L’analyse économique des opérations du secteur pilote fait apparaître une amélioration par rapport au niveau du marché constaté sur la période 1984-1988. Exprimée par le ratio prix (bâtiment + honoraires)/prix de référence sur une base 100 % en 1982, la performance constatée pour le secteur pilote est 89 % à comparer à 93,4 % pour le marché sur la période citée.

Par ce programme, la démonstration aura été faite que les améliorations de productivité, de qualité, de coût, passent par l’organisation d’une concertation étendue à l’échelle d’un projet, commençant dès la programmation et devant se poursuivre jusqu’à la réception. La démonstration aura également été faite que la technique a tout intérêt à être abordée de manière ouverte afin de tirer parti des atouts des divers procédés et matériaux pour assurer les fonctions attendues du projet. Les démonstrations faites, se pose la question de la pérennisation de ces acquis.
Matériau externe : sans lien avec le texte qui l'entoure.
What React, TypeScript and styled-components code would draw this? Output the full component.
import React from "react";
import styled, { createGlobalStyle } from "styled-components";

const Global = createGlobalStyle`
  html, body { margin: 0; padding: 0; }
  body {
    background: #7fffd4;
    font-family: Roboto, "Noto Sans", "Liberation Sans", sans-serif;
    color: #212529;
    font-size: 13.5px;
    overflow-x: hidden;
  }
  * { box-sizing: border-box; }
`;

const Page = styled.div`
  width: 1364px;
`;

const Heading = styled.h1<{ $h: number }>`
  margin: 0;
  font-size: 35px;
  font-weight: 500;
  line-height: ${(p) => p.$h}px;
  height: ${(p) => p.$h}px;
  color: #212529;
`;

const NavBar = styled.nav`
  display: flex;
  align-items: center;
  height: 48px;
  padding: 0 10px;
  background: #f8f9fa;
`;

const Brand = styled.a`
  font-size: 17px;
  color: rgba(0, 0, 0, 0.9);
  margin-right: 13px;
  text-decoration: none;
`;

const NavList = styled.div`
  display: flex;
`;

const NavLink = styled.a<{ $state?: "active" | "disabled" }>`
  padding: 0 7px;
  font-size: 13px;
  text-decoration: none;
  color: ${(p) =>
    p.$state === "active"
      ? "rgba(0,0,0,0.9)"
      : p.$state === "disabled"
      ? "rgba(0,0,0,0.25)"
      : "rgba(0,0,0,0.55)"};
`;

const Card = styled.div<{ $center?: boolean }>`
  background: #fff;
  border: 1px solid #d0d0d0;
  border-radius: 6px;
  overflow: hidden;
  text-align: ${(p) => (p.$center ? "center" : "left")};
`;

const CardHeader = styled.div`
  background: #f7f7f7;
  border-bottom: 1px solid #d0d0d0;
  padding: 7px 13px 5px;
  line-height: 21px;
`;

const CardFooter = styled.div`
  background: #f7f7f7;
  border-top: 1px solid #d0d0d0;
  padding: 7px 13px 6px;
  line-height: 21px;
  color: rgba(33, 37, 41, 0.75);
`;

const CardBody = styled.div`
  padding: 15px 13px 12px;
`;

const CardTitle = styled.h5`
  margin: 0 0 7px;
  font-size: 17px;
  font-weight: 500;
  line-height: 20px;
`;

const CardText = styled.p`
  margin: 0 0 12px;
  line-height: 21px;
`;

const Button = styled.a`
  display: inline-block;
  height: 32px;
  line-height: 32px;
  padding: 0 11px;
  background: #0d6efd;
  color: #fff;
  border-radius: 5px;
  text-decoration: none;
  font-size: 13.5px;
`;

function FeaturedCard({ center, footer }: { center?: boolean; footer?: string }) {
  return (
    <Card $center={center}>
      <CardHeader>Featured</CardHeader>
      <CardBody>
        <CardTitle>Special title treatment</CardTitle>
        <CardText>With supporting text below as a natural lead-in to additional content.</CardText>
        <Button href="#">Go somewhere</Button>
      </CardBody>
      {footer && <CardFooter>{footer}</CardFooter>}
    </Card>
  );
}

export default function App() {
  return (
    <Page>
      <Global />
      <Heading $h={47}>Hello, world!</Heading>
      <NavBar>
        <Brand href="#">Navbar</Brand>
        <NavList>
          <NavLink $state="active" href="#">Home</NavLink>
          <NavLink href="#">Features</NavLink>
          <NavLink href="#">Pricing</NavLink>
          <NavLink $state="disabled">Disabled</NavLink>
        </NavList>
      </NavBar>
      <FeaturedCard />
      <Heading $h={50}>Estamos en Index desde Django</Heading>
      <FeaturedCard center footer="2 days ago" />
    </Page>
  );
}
La généralisation des résultats aura été au centre des réflexions. Compte tenu de la diversité des contextes locaux des opérations expérimentales, la diffusion la plus efficace semblait se situer au niveau régional. Habitat 88 s’est terminé, mais le Secteur Pilote d’Innovation Régionalisé (SPIR) devait permettre à tous les professionnels ayant activement contribué à Habitat 88 de continuer à trouver un appui pour leurs projets d’innovation. Dans le secteur de la construction neuve, le SPIR a donné lieu à 227 opérations, totalisant 7064 logements. Dans celui de la réhabilitation, on recense 58 opérations, pour 9 336 logements.